I managed to reproduce this, although in a limited way (a SMP qemu
instance wouldn't boot at all). The problem is that the core MSI code
now assumes that if the arch code is in charge of breaking the
association of a MSI with a device, it is also in charge of clearing
the irq in the MSI descriptor.

This matches the s390 behaviour, but not powerpc's, hence the splat
and the leaked MSI descriptors.
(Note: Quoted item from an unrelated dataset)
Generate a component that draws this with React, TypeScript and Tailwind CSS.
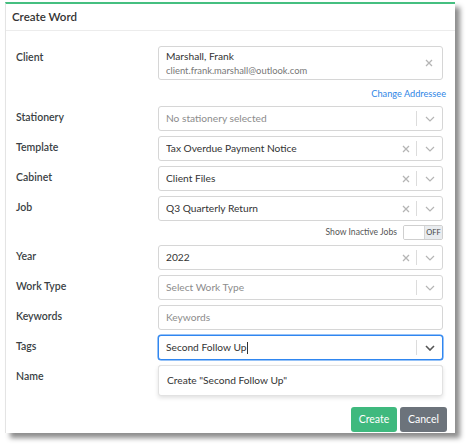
import React from 'react';

const font = "font-['Lato','Noto_Sans',sans-serif]";

function Clear() {
  return (
    <svg width="8" height="8" viewBox="0 0 8 8" className="shrink-0">
      <path d="M1 1 L7 7 M7 1 L1 7" stroke="#b5b5b5" strokeWidth="1.3" />
    </svg>
  );
}

function Chevron({ dark }: { dark?: boolean }) {
  return (
    <svg width="10" height="6" viewBox="0 0 10 6" className="shrink-0">
      <path d="M1 1 L5 5 L9 1" fill="none" stroke={dark ? '#555' : '#b5b5b5'} strokeWidth={dark ? 1.6 : 1.2} />
    </svg>
  );
}

function Select({ value, placeholder, clear = true, focused }: { value?: string; placeholder?: string; clear?: boolean; focused?: boolean }) {
  return (
    <div
      className={
        'h-[25px] flex items-center rounded-[3px] bg-white pl-[7px] ' +
        (focused ? 'border border-[#2f86f0] shadow-[0_0_0_0.5px_#2f86f0]' : 'border border-[#d6d6d6]')
      }
    >
      <div className={'flex-1 text-[10.2px] truncate ' + (value ? 'text-[#333]' : 'text-[#8c8c8c]')}>
        {value ?? placeholder}
        {focused && <span className="inline-block w-px h-[12px] bg-[#333] align-middle ml-px" />}
      </div>
      {clear && value && !focused && (
        <div className="w-[20px] flex justify-center">
          <Clear />
        </div>
      )}
      <div className="w-px h-[15px] bg-[#dcdcdc]" />
      <div className="w-[25px] flex justify-center">
        <Chevron dark={focused} />
      </div>
    </div>
  );
}

function Row({ label, children, className = '' }: { label: string; children: React.ReactNode; className?: string }) {
  return (
    <div className={'flex ' + className}>
      <div className="w-[142px] pt-[4px] text-[10.5px] font-semibold text-[#3a3f44]">{label}</div>
      <div className="flex-1 relative">{children}</div>
    </div>
  );
}

export default function App() {
  return (
    <div className={'w-[466px] h-[444px] bg-white overflow-hidden ' + font}>
      <div className="ml-[5px] mt-[2px] w-[450px] h-[431px] bg-white border-t-2 border-[#45bf80] border-l border-l-[#e4e4e4] shadow-[5px_5px_5px_rgba(0,0,0,0.45)] flex flex-col">
        <div className="h-[27px] flex items-center px-[6px] border-b border-[#ececec] text-[11.5px] font-semibold text-[#333]">
          Create Word
        </div>
        <div className="pl-[10px] pr-[12px] pt-[15px] flex flex-col">
          <Row label="Client">
            <div className="h-[34px] flex items-center rounded-[3px] border border-[#d6d6d6] pl-[7px]">
              <div className="flex-1 leading-none">
                <div className="text-[10.2px] text-[#333]">Marshall, Frank</div>
                <div className="text-[9.4px] text-[#777] mt-[5px]">client.frank.marshall@outlook.com</div>
              </div>
              <div className="w-[27px] flex justify-center">
                <Clear />
              </div>
            </div>
            <div className="h-[26px] flex items-center justify-end text-[9.2px] text-[#2f86e6] -mr-[3px] pt-px">
              Change Addressee
            </div>
          </Row>
          <div className="flex flex-col gap-[5px]">
            <Row label="Stationery">
              <Select placeholder="No stationery selected" />
            </Row>
            <Row label="Template">
              <Select value="Tax Overdue Payment Notice" />
            </Row>
            <Row label="Cabinet">
              <Select value="Client Files" />
            </Row>
            <Row label="Job">
              <Select value="Q3 Quarterly Return" />
              <div className="flex items-center justify-end gap-[6px] mt-[4px]">
                <span className="text-[8.6px] text-[#555]">Show Inactive Jobs</span>
                <div className="w-[40px] h-[15px] flex border border-[#cfcfcf] rounded-[2px] overflow-hidden">
                  <div className="flex-1 bg-white" />
                  <div className="w-[18px] bg-[#e9ecef] border-l border-[#d6d6d6] flex items-center justify-center text-[7.5px] text-[#444]">
                    OFF
                  </div>
                </div>
              </div>
            </Row>
            <Row label="Year">
              <Select value="2022" />
            </Row>
            <Row label="Work Type">
              <Select placeholder="Select Work Type" clear={false} />
            </Row>
            <Row label="Keywords">
              <div className="h-[25px] flex items-center rounded-[3px] border border-[#d6d6d6] pl-[7px] text-[10.2px] text-[#8c8c8c]">
                Keywords
              </div>
            </Row>
            <Row label="Tags" className="z-10">
              <Select value="Second Follow Up" focused />
              <div className="absolute left-0 right-0 top-full mt-[5px] h-[31px] flex items-center bg-white rounded-[3px] border border-[#e2e2e2] shadow-[0_2px_4px_rgba(0,0,0,0.12)] pl-[8px] text-[10.2px] text-[#333]">
                Create "Second Follow Up"
              </div>
            </Row>
            <Row label="Name">
              <div className="h-[25px] rounded-[3px] border border-[#d6d6d6]" />
            </Row>
          </div>
          <div className="flex justify-end gap-[3px] mt-[17px] -mr-[4px]">
            <button className="h-[25px] w-[46px] rounded-[3px] bg-[#3fb97e] text-white text-[10.5px]">Create</button>
            <button className="h-[25px] w-[47px] rounded-[3px] bg-[#6c737b] text-white text-[10.5px]">Cancel</button>
          </div>
        </div>
      </div>
    </div>
  );
}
The minimal fix should be as follow,
which I'll add to the pile of patches.

Thanks,

M.

diff --git a/arch/powerpc/platforms/4xx/hsta_msi.c b/arch/powerpc/platforms/4xx/hsta_msi.c
index d4f7fff1fc87..e11b57a62b05 100644
--- a/arch/powerpc/platforms/4xx/hsta_msi.c
+++ b/arch/powerpc/platforms/4xx/hsta_msi.c
@@ -115,6 +115,7 @@ static void hsta_teardown_msi_irqs(struct pci_dev *dev)
msi_bitmap_free_hwirqs(&ppc4xx_hsta_msi.bmp, irq, 1);
pr_debug("%s: Teardown IRQ %u (index %u)\n", __func__,
entry->irq, irq);
+ entry->irq = 0;
}
}

diff --git a/arch/powerpc/platforms/cell/axon_msi.c b/arch/powerpc/platforms/cell/axon_msi.c
index 5b012abca773..0c11aad896c7 100644
--- a/arch/powerpc/platforms/cell/axon_msi.c
+++ b/arch/powerpc/platforms/cell/axon_msi.c
@@ -289,6 +289,7 @@ static void axon_msi_teardown_msi_irqs(struct pci_dev *dev)
msi_for_each_desc(entry, &dev->dev, MSI_DESC_ASSOCIATED) {
irq_set_msi_desc(entry->irq, NULL);
irq_dispose_mapping(entry->irq);
+ entry->irq = 0;
}
}

diff --git a/arch/powerpc/platforms/pasemi/msi.c b/arch/powerpc/platforms/pasemi/msi.c
index dc1846660005..166c97fff16d 100644
--- a/arch/powerpc/platforms/pasemi/msi.c
+++ b/arch/powerpc/platforms/pasemi/msi.c
@@ -66,6 +66,7 @@ static void pasemi_msi_teardown_msi_irqs(struct pci_dev *pdev)
hwirq = virq_to_hw(entry->irq);
irq_set_msi_desc(entry->irq, NULL);
irq_dispose_mapping(entry->irq);
+ entry->irq = 0;
msi_bitmap_free_hwirqs(&msi_mpic->msi_bitmap, hwirq, ALLOC_CHUNK);
}
}
diff --git a/arch/powerpc/sysdev/fsl_msi.c b/arch/powerpc/sysdev/fsl_msi.c
index 73c2d70706c0..57978a44d55b 100644
--- a/arch/powerpc/sysdev/fsl_msi.c
+++ b/arch/powerpc/sysdev/fsl_msi.c
@@ -132,6 +132,7 @@ static void fsl_teardown_msi_irqs(struct pci_dev *pdev)
msi_data = irq_get_chip_data(entry->irq);
irq_set_msi_desc(entry->irq, NULL);
irq_dispose_mapping(entry->irq);
+ entry->irq = 0;
msi_bitmap_free_hwirqs(&msi_data->bitmap, hwirq, 1);
}
}
diff --git a/arch/powerpc/sysdev/mpic_u3msi.c b/arch/powerpc/sysdev/mpic_u3msi.c
index 1d8cfdfdf115..492cb03c0b62 100644
--- a/arch/powerpc/sysdev/mpic_u3msi.c
+++ b/arch/powerpc/sysdev/mpic_u3msi.c
@@ -108,6 +108,7 @@ static void u3msi_teardown_msi_irqs(struct pci_dev *pdev)
hwirq = virq_to_hw(entry->irq);
irq_set_msi_desc(entry->irq, NULL);
irq_dispose_mapping(entry->irq);
+ entry->irq = 0;
msi_bitmap_free_hwirqs(&msi_mpic->msi_bitmap, hwirq, 1);
}
}

--
Without deviation from the norm, progress is not possible.